The price trajectory carried direct consequences for Moscow’s war financing. Higher crude prices would normally benefit Russia as an oil exporter, but the simultaneous destruction of refining capacity meant the Kremlin faced a paradox — rising prices for crude it increasingly could not process into higher-value products (Forbes). Ukraine’s strikes appeared designed to prevent Moscow from refilling its war chest even as global energy markets tightened.
Front Line Fighting
On the ground, Russian forces launched heavy attacks across multiple sectors on March 26, maintaining the tempo of their spring offensive. Ukrainian defenders reported particularly intense fighting in the Donetsk and Zaporizhzhia directions, where Russian infantry and armored units attempted to advance under cover of massive drone support (Kyiv Independent). The Ukrainian General Staff recorded +1,210 Russian troops lost in a single day, along with the deployment of 2,038 drones by Russian forces across the front.
Ukrainian positions held along the main defensive lines despite the sustained pressure. The scale of Russian drone usage — exceeding two thousand in a single 24-hour period — underscored Moscow’s reliance on mass unmanned systems to compensate for the grinding attrition of its ground forces (Al Jazeera). Kyiv’s military commanders stressed that the defensive effort required constant rotation of units and significant expenditure of air defense ammunition.
Every drone that hits a Russian refinery is a missile Russia cannot buy tomorrow. We are fighting their economy as hard as we are fighting their army.
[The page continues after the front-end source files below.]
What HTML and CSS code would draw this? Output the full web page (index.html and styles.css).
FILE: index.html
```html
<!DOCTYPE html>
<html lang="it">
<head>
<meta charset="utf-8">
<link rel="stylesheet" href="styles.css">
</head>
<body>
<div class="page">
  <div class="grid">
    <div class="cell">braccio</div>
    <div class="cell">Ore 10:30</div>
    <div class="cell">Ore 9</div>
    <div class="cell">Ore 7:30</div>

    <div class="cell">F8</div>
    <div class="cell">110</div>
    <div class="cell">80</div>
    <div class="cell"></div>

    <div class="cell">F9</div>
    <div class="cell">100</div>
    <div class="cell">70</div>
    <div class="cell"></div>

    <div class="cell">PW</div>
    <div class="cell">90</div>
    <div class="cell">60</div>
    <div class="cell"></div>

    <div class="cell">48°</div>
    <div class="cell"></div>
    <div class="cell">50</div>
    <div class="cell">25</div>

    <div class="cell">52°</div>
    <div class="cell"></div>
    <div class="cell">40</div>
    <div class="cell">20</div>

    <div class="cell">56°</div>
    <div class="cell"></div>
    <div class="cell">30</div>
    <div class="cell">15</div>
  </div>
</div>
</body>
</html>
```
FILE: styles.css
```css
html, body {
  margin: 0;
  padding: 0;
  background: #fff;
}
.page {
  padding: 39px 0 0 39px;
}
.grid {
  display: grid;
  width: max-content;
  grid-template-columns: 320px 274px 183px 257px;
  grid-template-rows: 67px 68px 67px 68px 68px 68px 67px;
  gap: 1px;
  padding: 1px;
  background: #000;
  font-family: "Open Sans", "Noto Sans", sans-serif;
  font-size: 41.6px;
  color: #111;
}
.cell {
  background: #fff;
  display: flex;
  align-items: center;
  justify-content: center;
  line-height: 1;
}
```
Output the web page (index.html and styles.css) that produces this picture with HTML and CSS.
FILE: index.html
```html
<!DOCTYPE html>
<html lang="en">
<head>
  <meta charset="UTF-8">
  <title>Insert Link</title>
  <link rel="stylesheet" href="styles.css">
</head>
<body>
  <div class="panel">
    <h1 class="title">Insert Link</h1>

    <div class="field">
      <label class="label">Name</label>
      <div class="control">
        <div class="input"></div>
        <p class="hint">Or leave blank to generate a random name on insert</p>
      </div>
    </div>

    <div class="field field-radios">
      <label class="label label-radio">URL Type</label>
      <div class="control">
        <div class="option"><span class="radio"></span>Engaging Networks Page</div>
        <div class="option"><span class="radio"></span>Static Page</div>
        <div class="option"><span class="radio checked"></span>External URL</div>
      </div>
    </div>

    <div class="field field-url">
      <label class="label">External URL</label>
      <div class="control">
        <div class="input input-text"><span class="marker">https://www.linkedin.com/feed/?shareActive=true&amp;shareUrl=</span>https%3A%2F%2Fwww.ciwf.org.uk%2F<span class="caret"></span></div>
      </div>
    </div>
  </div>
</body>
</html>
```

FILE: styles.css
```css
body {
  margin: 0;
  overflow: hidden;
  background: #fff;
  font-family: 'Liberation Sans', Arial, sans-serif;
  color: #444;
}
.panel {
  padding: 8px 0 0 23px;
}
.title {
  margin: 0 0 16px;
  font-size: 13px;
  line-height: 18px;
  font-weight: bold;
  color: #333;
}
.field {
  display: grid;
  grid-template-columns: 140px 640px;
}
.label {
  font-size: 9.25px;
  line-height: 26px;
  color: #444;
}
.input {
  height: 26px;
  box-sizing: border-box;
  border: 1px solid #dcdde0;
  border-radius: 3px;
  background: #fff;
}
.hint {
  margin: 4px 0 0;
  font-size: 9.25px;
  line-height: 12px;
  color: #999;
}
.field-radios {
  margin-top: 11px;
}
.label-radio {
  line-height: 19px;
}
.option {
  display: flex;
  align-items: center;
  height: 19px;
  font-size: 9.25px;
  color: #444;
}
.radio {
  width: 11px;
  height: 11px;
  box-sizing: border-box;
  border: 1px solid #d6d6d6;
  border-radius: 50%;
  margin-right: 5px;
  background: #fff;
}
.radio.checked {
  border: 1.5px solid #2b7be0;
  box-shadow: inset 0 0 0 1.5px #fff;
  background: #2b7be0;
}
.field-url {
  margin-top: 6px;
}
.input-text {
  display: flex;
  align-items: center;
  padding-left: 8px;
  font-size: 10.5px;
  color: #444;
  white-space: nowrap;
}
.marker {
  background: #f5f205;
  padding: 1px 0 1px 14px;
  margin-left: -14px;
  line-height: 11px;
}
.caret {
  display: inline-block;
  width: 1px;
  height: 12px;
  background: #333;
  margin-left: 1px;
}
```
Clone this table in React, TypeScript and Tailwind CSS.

The dual-track approach — striking Russian energy infrastructure while defending against the spring offensive — reflected Kyiv’s broader calculus heading into the second quarter of 2026. With oil prices at their highest level in months and Russian refining capacity under sustained attack, Ukraine aimed to erode Moscow’s ability to finance a protracted war. Whether the refinery campaign could be sustained at its current intensity, and how Russia might adapt its air defenses around energy assets, would shape the strategic landscape in the weeks ahead.